DATA FOR THE TASK:
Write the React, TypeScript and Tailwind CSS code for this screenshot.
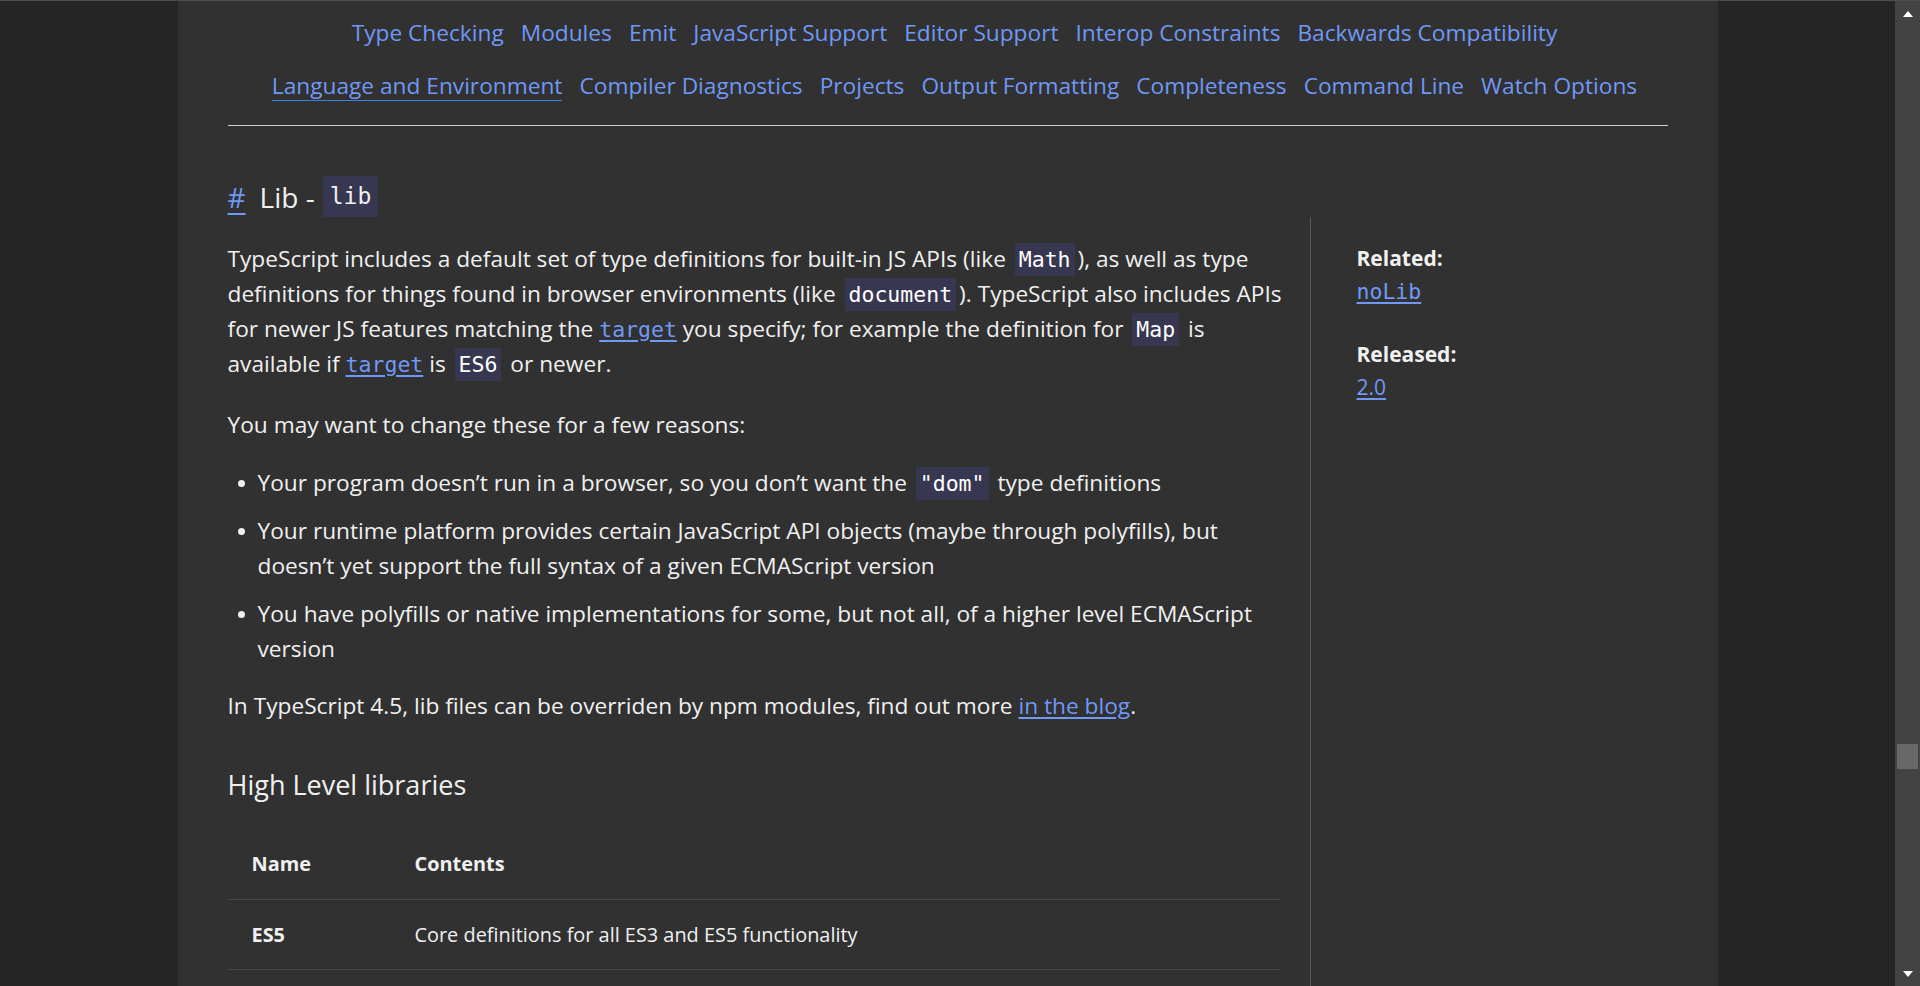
---
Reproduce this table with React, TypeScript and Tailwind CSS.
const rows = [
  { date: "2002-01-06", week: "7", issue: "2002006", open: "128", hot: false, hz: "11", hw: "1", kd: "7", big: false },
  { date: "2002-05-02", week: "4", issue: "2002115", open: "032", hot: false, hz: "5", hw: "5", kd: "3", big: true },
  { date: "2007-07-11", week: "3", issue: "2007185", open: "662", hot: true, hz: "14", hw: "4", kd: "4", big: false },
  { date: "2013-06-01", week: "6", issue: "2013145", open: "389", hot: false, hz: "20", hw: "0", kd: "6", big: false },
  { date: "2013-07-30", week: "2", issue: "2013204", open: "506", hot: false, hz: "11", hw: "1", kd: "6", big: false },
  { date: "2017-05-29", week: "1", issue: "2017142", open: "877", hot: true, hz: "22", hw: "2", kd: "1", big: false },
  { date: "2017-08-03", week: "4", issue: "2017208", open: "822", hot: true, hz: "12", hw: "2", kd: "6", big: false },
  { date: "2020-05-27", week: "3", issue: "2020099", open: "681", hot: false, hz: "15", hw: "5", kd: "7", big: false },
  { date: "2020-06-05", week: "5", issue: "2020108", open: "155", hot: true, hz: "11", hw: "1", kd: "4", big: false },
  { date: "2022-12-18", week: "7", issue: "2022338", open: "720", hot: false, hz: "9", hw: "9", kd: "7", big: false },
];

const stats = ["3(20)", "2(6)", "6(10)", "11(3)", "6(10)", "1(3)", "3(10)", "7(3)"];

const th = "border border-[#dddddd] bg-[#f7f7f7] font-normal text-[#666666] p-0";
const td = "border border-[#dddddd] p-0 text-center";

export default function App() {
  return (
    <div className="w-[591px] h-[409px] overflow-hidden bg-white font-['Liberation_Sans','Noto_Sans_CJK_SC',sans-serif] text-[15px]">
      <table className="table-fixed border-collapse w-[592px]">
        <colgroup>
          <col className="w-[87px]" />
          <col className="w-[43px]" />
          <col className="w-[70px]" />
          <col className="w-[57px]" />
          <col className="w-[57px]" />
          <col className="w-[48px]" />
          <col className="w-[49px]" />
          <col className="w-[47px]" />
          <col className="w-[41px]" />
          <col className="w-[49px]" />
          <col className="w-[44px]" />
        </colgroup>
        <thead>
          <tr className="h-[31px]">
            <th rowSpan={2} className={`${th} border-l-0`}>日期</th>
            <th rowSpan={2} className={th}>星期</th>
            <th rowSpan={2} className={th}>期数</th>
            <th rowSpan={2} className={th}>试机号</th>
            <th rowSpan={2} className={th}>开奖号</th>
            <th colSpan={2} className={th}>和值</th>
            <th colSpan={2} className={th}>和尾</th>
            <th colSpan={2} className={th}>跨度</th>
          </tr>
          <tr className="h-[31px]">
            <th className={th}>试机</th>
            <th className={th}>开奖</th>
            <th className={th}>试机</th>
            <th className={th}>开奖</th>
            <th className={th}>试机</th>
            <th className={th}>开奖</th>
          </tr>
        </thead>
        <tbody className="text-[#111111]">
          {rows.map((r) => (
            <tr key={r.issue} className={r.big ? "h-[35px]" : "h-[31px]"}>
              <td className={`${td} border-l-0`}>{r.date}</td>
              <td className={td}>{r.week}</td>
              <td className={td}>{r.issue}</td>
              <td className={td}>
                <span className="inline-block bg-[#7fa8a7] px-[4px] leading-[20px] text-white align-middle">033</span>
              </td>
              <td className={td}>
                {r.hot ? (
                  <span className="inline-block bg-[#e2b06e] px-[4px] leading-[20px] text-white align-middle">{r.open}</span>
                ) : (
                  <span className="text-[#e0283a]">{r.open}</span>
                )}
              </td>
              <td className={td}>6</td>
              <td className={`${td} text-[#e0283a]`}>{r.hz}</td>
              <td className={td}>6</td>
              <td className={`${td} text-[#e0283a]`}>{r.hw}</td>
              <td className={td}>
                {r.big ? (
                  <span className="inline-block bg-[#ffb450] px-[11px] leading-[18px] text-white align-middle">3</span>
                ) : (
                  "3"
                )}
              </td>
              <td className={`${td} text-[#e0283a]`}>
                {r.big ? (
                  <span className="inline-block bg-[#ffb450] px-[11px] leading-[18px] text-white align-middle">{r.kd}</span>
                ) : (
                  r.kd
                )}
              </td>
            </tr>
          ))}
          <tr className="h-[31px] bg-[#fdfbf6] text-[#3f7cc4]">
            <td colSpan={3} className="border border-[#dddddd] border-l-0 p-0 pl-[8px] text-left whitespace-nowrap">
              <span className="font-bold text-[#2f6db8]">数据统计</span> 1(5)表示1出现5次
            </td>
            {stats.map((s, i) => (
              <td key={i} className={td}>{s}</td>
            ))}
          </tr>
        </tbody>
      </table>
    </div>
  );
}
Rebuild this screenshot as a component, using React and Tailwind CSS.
* * *
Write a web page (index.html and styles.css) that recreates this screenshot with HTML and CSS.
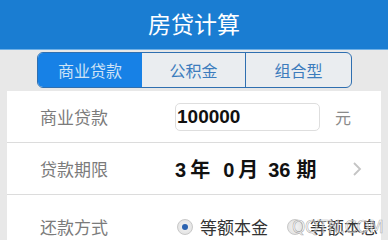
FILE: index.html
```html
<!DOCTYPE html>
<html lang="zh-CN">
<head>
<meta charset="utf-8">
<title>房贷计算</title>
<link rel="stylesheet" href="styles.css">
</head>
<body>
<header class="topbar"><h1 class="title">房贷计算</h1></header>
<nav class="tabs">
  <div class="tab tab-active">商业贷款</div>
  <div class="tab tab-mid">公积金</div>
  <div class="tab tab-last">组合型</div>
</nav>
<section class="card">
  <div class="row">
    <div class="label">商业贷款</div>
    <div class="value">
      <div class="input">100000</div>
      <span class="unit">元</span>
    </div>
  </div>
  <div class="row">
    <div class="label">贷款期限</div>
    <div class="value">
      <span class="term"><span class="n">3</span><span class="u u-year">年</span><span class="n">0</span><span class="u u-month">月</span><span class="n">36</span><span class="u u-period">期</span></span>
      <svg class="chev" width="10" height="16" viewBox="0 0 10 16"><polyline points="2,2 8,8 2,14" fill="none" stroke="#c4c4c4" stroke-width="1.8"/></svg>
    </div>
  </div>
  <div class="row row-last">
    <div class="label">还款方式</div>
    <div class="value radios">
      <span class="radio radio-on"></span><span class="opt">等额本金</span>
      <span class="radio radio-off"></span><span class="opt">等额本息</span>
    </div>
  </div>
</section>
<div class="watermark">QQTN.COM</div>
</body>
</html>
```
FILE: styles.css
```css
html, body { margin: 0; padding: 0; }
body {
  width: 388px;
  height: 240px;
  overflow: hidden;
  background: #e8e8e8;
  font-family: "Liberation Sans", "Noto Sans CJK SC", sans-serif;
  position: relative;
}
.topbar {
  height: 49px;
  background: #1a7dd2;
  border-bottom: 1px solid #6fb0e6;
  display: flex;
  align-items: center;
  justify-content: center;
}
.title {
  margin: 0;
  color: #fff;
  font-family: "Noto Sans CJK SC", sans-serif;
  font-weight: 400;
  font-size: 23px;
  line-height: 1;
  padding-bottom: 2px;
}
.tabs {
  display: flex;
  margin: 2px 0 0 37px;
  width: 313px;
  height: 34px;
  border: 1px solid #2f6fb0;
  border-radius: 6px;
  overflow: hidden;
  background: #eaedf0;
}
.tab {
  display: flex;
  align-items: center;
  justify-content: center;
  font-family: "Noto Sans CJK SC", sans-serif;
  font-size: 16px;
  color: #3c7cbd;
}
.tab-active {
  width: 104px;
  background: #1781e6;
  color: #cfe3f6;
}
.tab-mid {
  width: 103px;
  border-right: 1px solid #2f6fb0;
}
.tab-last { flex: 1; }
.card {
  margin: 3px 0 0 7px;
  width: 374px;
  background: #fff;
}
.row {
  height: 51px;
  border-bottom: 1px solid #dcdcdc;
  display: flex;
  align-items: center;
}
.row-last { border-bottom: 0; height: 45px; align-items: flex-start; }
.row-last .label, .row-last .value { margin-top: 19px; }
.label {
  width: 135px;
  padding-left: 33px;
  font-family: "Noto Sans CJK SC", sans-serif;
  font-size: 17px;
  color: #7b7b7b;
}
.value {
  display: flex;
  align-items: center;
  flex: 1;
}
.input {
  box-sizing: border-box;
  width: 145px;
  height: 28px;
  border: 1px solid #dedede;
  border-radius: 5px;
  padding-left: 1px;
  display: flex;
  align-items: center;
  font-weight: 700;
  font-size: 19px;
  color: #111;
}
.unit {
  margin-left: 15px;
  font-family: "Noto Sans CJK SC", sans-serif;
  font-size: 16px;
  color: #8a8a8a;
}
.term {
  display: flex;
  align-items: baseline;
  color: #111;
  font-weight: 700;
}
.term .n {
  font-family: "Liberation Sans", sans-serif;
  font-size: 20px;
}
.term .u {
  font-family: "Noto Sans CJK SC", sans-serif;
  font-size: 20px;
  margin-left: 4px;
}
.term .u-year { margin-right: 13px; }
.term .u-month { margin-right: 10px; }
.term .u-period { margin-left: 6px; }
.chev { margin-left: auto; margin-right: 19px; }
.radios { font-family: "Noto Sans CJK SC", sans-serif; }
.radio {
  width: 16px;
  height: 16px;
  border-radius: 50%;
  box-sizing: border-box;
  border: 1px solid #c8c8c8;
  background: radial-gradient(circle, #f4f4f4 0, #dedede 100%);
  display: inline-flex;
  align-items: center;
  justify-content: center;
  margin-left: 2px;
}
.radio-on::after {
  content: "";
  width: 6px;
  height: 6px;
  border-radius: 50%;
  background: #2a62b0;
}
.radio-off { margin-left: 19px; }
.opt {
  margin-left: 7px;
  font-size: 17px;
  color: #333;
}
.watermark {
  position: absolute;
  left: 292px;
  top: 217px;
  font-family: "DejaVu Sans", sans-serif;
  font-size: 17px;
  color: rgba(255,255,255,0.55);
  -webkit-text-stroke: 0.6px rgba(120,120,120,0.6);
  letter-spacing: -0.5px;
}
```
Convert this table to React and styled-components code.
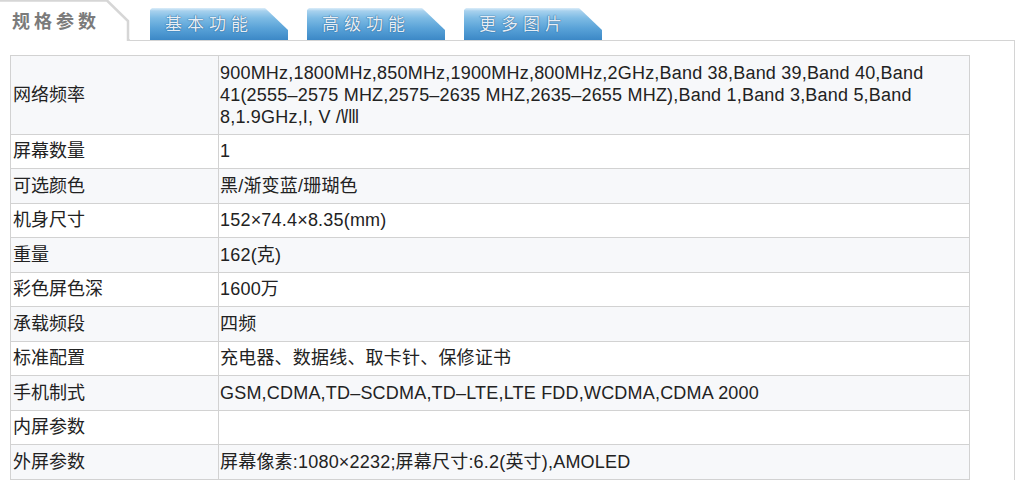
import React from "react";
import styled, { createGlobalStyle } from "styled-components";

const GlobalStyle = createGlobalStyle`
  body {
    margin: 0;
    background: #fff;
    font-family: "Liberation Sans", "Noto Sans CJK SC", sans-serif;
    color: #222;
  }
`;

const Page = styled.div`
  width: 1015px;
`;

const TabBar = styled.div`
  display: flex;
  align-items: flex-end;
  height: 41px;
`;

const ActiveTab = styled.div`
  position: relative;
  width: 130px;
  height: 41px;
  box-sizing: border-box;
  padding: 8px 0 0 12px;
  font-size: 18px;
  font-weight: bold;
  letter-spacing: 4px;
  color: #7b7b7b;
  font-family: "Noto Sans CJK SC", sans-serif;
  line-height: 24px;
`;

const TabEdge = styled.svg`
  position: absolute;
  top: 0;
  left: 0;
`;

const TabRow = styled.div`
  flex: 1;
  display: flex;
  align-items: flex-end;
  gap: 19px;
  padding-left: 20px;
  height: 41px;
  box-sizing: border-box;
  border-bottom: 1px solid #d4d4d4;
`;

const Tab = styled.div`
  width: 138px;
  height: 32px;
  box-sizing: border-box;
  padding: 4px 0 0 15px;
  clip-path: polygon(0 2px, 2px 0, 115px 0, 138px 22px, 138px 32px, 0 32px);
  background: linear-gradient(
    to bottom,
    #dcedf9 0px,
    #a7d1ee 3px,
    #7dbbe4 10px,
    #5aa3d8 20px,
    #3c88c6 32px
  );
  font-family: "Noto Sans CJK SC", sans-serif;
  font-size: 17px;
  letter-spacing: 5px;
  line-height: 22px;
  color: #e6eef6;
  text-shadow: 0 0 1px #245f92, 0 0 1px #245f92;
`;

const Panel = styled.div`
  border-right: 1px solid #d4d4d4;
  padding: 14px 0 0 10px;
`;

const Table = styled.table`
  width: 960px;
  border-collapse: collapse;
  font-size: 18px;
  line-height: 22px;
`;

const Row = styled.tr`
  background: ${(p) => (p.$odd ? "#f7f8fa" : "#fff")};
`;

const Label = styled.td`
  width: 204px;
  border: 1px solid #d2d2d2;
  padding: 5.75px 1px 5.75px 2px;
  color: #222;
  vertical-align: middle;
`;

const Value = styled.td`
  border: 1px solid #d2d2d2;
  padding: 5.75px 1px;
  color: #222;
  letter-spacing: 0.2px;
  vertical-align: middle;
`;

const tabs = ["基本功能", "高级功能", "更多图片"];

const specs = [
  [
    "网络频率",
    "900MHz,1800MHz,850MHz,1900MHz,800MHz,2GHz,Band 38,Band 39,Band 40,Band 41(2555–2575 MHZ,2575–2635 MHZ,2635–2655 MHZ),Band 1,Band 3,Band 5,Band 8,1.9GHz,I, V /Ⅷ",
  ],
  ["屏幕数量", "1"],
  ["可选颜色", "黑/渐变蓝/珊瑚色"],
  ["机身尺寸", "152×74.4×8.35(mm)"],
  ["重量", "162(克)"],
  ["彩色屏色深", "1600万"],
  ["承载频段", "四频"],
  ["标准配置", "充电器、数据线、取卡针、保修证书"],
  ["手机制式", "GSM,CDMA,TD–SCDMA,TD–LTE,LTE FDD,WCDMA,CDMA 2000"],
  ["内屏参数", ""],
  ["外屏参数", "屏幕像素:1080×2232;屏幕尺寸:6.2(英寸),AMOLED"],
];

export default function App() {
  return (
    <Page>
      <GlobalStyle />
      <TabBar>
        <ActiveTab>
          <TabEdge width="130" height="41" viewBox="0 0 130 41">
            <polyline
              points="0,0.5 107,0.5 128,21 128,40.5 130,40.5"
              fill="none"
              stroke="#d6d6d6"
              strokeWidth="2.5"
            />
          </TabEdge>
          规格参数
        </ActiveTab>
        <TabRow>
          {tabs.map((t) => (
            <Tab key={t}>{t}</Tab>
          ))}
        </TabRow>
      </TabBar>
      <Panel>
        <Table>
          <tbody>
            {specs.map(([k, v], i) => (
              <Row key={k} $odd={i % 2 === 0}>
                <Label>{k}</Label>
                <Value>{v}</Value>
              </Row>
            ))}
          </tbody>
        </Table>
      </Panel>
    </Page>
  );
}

INSTRUCTION: From the data, collect all lines where the string "styles" appears.

OUTPUT OF THE TASK:
Write a web page (index.html and styles.css) that recreates this screenshot with HTML and CSS.
<link rel="stylesheet" href="styles.css">
FILE: styles.css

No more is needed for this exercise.